===== Material provided

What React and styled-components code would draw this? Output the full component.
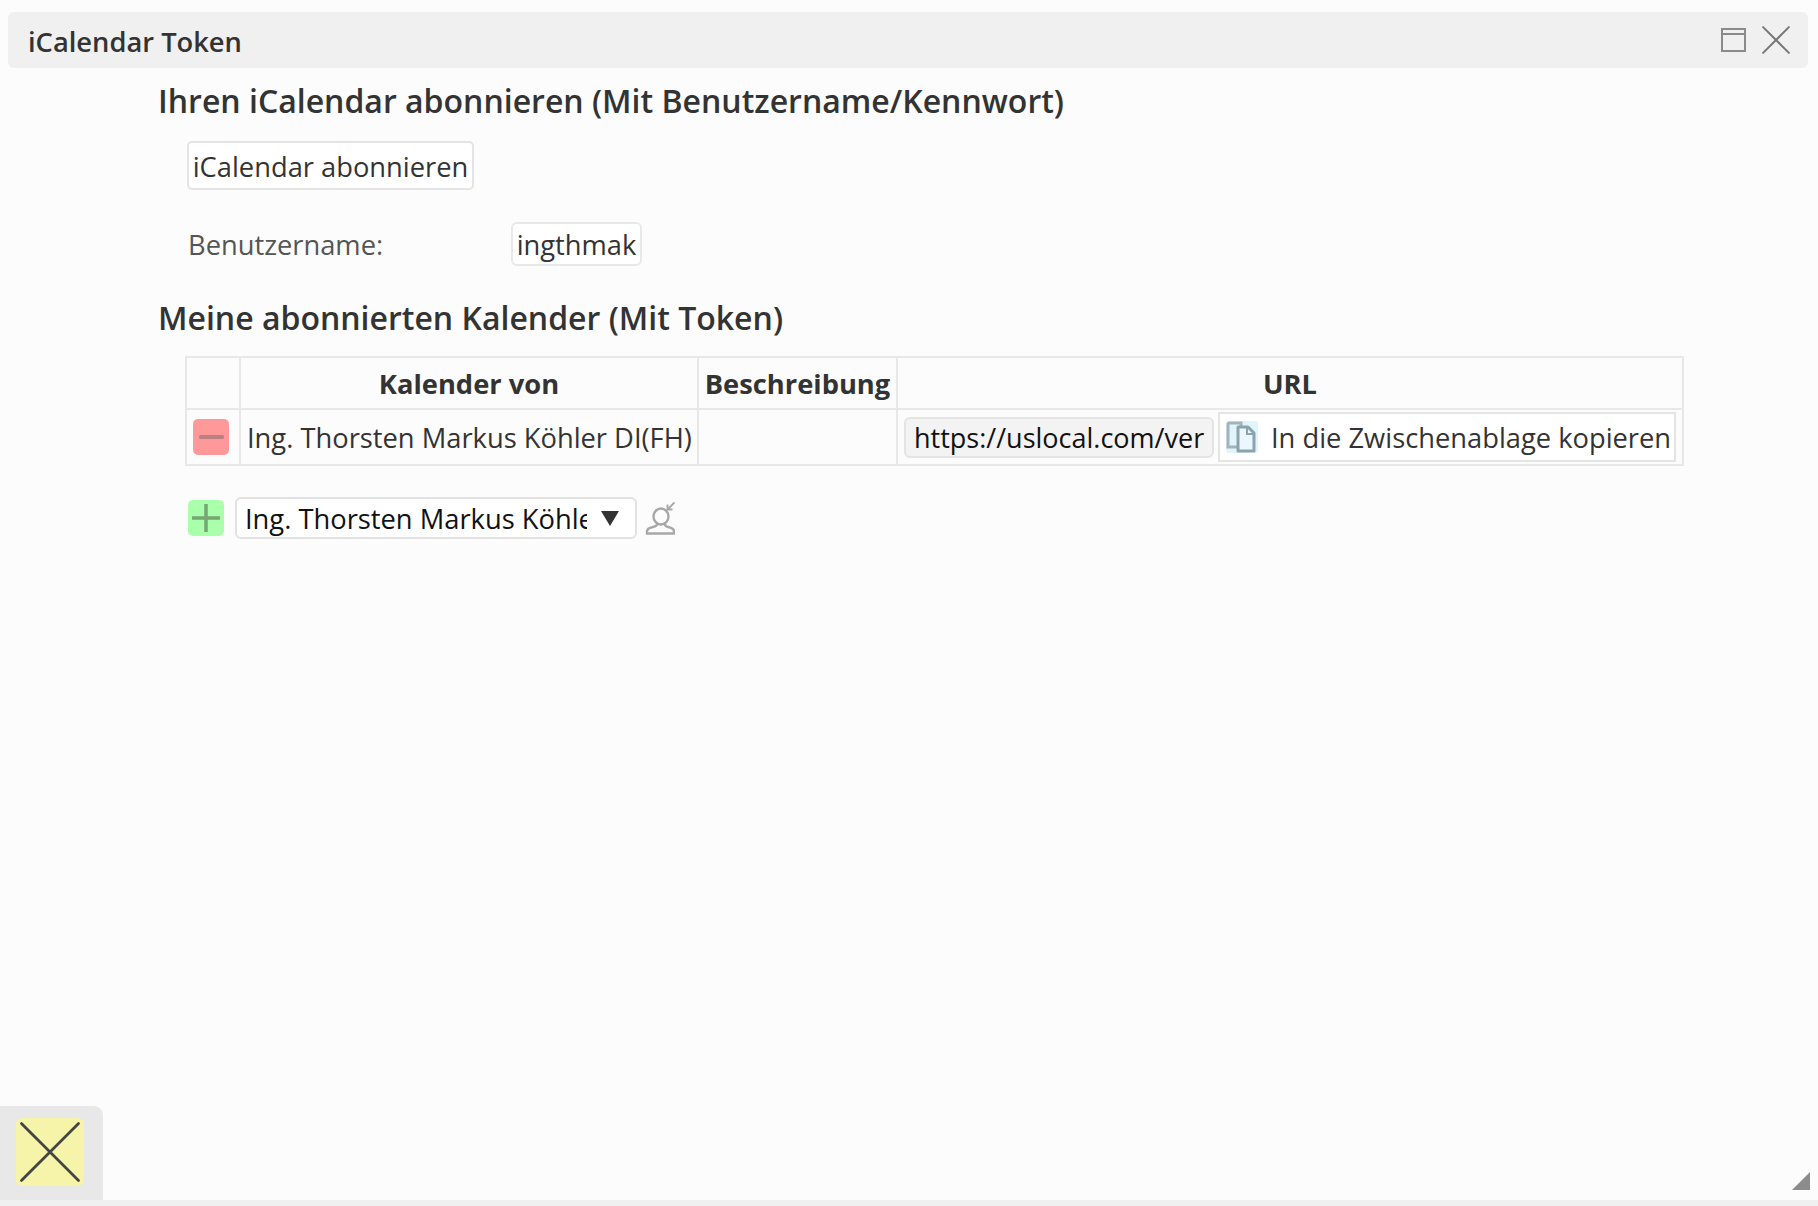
import React from "react";
import styled, { createGlobalStyle } from "styled-components";

const Global = createGlobalStyle`
  html, body { margin: 0; padding: 0; height: 100%; background: #fcfcfc; }
  body { font-family: "Open Sans", "Liberation Sans", sans-serif; color: #333; overflow: hidden; }
`;

const Window = styled.div`
  position: relative;
  height: 1206px;
  display: flex;
  flex-direction: column;
  background: #fcfcfc;
`;

const TitleBar = styled.div`
  margin: 12px 10px 0 8px;
  height: 56px;
  flex: none;
  box-sizing: border-box;
  padding: 0 18px 0 20px;
  display: flex;
  align-items: center;
  justify-content: space-between;
  background: #f0f0f0;
  border-radius: 6px;
`;

const TitleText = styled.div`
  font-size: 27.3px;
  font-weight: 600;
  color: #333;
  position: relative;
  top: 1px;
`;

const TitleIcons = styled.div`
  display: flex;
  align-items: center;
  gap: 15px;
`;

const Content = styled.div`
  flex: 1;
  padding: 0 0 0 158px;
`;

const Heading = styled.h2`
  margin: 0;
  font-size: 32px;
  font-weight: 600;
  line-height: 41px;
  color: #333;
`;

const FirstHeading = styled(Heading)`
  margin-top: 12px;
`;

const SecondHeading = styled(Heading)`
  margin-top: 31px;
`;

const Section = styled.div`
  padding-left: 29px;
`;

const SubscribeButton = styled.button`
  display: block;
  margin: 20px 0 0;
  width: 287px;
  height: 49px;
  padding: 2px 0 0;
  box-sizing: border-box;
  background: #fff;
  border: 2px solid #e4e4e4;
  border-radius: 5px;
  font: 400 27.3px "Open Sans", sans-serif;
  color: #333;
`;

const UserRow = styled.div`
  display: flex;
  align-items: center;
  margin-top: 32px;
`;

const UserLabel = styled.div`
  width: 323px;
  padding-left: 1px;
  padding-top: 1px;
  font-size: 27.3px;
  color: #555;
`;

const UserValue = styled.div`
  width: 131px;
  height: 44px;
  box-sizing: border-box;
  padding-top: 1px;
  display: flex;
  align-items: center;
  justify-content: center;
  background: #fff;
  border: 2px solid #e8e8e8;
  border-radius: 6px;
  font-size: 27.3px;
  color: #333;
`;

const Table = styled.table`
  margin: 18px 0 0 -2px;
  width: 1499px;
  border-collapse: collapse;
  table-layout: fixed;
  font-size: 27.3px;
`;

const Cell = styled.td`
  border: 2px solid #e8e8e8;
  padding: 0;
  height: ${(p) => p.$h}px;
  box-sizing: border-box;
  color: #333;
`;

const HeadCell = styled(Cell).attrs({ as: "th" })`
  font-weight: 700;
  text-align: center;
`;

const NameCell = styled(Cell)`
  padding-left: 6px;
  white-space: nowrap;
`;

const CenterBox = styled.div`
  display: flex;
  align-items: center;
  justify-content: center;
  padding-right: 4px;
`;

const UrlCell = styled.div`
  display: flex;
  align-items: center;
  gap: 4px;
  padding-left: 6px;
`;

const SquareButton = styled.div`
  width: 36px;
  height: 36px;
  border-radius: 5px;
  background: ${(p) => p.$bg};
  display: flex;
  align-items: center;
  justify-content: center;
  flex: none;
`;

const UrlBox = styled.div`
  width: 310px;
  height: 41px;
  box-sizing: border-box;
  padding-left: 8px;
  display: flex;
  align-items: center;
  overflow: hidden;
  white-space: nowrap;
  font-size: 27px;
  background: #f3f3f3;
  border: 2px solid #e4e4e4;
  border-radius: 6px;
  color: #111;
`;

const CopyButton = styled.div`
  width: 458px;
  height: 50px;
  box-sizing: border-box;
  display: flex;
  align-items: center;
  gap: 13px;
  padding-left: 6px;
  white-space: nowrap;
  background: #fff;
  border: 2px solid #e4e4e4;
  color: #333;
`;

const AddRow = styled.div`
  display: flex;
  align-items: center;
  margin-top: 31px;
  margin-left: 1px;
`;

const SelectBox = styled.div`
  margin-left: 11px;
  width: 402px;
  height: 42px;
  box-sizing: border-box;
  display: flex;
  align-items: center;
  padding-left: 8px;
  background: #fff;
  border: 2px solid #e2e2e2;
  border-radius: 6px;
  font-size: 27.3px;
  color: #111;
`;

const SelectText = styled.div`
  width: 342px;
  overflow: hidden;
  white-space: nowrap;
`;

const SelectArrow = styled.div`
  margin-left: 14px;
  width: 0;
  height: 0;
  border-left: 9px solid transparent;
  border-right: 9px solid transparent;
  border-top: 15px solid #333;
`;

const PersonWrap = styled.div`
  margin-left: 8px;
  display: flex;
`;

const Footer = styled.div`
  flex: none;
  height: 100px;
  display: flex;
  flex-direction: column;
  justify-content: flex-end;
`;

const FooterTab = styled.div`
  width: 103px;
  height: 94px;
  box-sizing: border-box;
  padding: 12px 0 0 16px;
  background: #e8e8e8;
  border-top-right-radius: 9px;
`;

const CloseButton = styled.div`
  width: 68px;
  height: 68px;
  border-radius: 6px;
  background: #f5f4a8;
  display: flex;
  align-items: center;
  justify-content: center;
`;

const FooterStrip = styled.div`
  height: 6px;
  background: #f0f0f0;
`;

const ResizeGrip = styled.div`
  position: absolute;
  right: 8px;
  bottom: 16px;
  width: 0;
  height: 0;
  border-left: 18px solid transparent;
  border-bottom: 18px solid #8c8c8c;
`;

const MaximizeIcon = () => (
  <svg width="26" height="26" viewBox="0 0 26 26" fill="none" stroke="#8a8a8a" strokeWidth="2">
    <rect x="1" y="2" width="23" height="22" />
    <path d="M1 7h23" />
  </svg>
);

const CrossIcon = ({ size, color, width }) => (
  <svg width={size} height={size} viewBox="0 0 100 100" fill="none" stroke={color} strokeWidth={width} strokeLinecap="round">
    <path d="M4 4L96 96M96 4L4 96" />
  </svg>
);

const MinusIcon = () => (
  <svg width="25" height="4" viewBox="0 0 25 4">
    <rect width="25" height="4" rx="1.500" fill="#bd8080" />
  </svg>
);

const PlusIcon = () => (
  <svg width="28" height="28" viewBox="0 0 28 28" fill="none" stroke="#76a676" strokeWidth="3.500">
    <path d="M0 14h28M14 0v28" />
  </svg>
);

const CopyIcon = () => (
  <svg width="32" height="32" viewBox="0 0 32 32" fill="none">
    <rect width="32" height="32" rx="3" fill="#e2f4fb" />
    <path d="M15 5V2H3.500a1.500 1.500 0 0 0-1.500 1.500V26h9" stroke="#a3b3b9" strokeWidth="3" />
    <path d="M12 6h10l6 6v18H12z" fill="#eaf7fc" stroke="#8ba3ac" strokeWidth="3" strokeLinejoin="round" />
    <path d="M21 6v7h7" stroke="#8ba3ac" strokeWidth="2" />
  </svg>
);

const PersonIcon = () => (
  <svg width="30" height="34" viewBox="0 0 30 34" fill="none" stroke="#a8a8a8" strokeWidth="2.400">
    <ellipse cx="16" cy="15.500" rx="7.500" ry="8" />
    <path d="M12 23c0 1.500-1.500 2.500-4 3-4 .8-6 2-6 4.500v2h27v-2c0-2.500-2-3.700-6-4.500-2.500-.5-3-1.500-3-3" />
    <path d="M29.500 1.500l-7 7M22.500 3.500v5h5" strokeWidth="1.800" />
  </svg>
);

export default function App() {
  return (
    <Window>
      <Global />
      <TitleBar>
        <TitleText>iCalendar Token</TitleText>
        <TitleIcons>
          <MaximizeIcon />
          <CrossIcon size={28} color="#777" width={7} />
        </TitleIcons>
      </TitleBar>
      <Content>
        <FirstHeading>Ihren iCalendar abonnieren (Mit Benutzername/Kennwort)</FirstHeading>
        <Section>
          <SubscribeButton>iCalendar abonnieren</SubscribeButton>
          <UserRow>
            <UserLabel>Benutzername:</UserLabel>
            <UserValue>ingthmak</UserValue>
          </UserRow>
        </Section>
        <SecondHeading>Meine abonnierten Kalender (Mit Token)</SecondHeading>
        <Section>
          <Table>
            <colgroup>
              <col style={{ width: 54 }} />
              <col style={{ width: 458 }} />
              <col style={{ width: 199 }} />
              <col />
            </colgroup>
            <thead>
              <tr>
                <HeadCell $h={52} />
                <HeadCell $h={52}>Kalender von</HeadCell>
                <HeadCell $h={52}>Beschreibung</HeadCell>
                <HeadCell $h={52}>URL</HeadCell>
              </tr>
            </thead>
            <tbody>
              <tr>
                <Cell $h={56}>
                  <CenterBox>
                    <SquareButton $bg="#ff9999">
                      <MinusIcon />
                    </SquareButton>
                  </CenterBox>
                </Cell>
                <NameCell $h={56}>Ing. Thorsten Markus Köhler DI(FH)</NameCell>
                <Cell $h={56} />
                <Cell $h={56}>
                  <UrlCell>
                    <UrlBox>https://uslocal.com/ver</UrlBox>
                    <CopyButton>
                      <CopyIcon />
                      In die Zwischenablage kopieren
                    </CopyButton>
                  </UrlCell>
                </Cell>
              </tr>
            </tbody>
          </Table>
          <AddRow>
            <SquareButton $bg="#aaffaa">
              <PlusIcon />
            </SquareButton>
            <SelectBox>
              <SelectText>Ing. Thorsten Markus Köhler DI(FH)</SelectText>
              <SelectArrow />
            </SelectBox>
            <PersonWrap>
              <PersonIcon />
            </PersonWrap>
          </AddRow>
        </Section>
      </Content>
      <Footer>
        <FooterTab>
          <CloseButton>
            <CrossIcon size={62} color="#444" width={4.5} />
          </CloseButton>
        </FooterTab>
        <FooterStrip />
      </Footer>
      <ResizeGrip />
    </Window>
  );
}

==========

Look for lines containing the string "components" and copy them all.

● Full output:
What React and styled-components code would draw this? Output the full component.
import styled, { createGlobalStyle } from "styled-components";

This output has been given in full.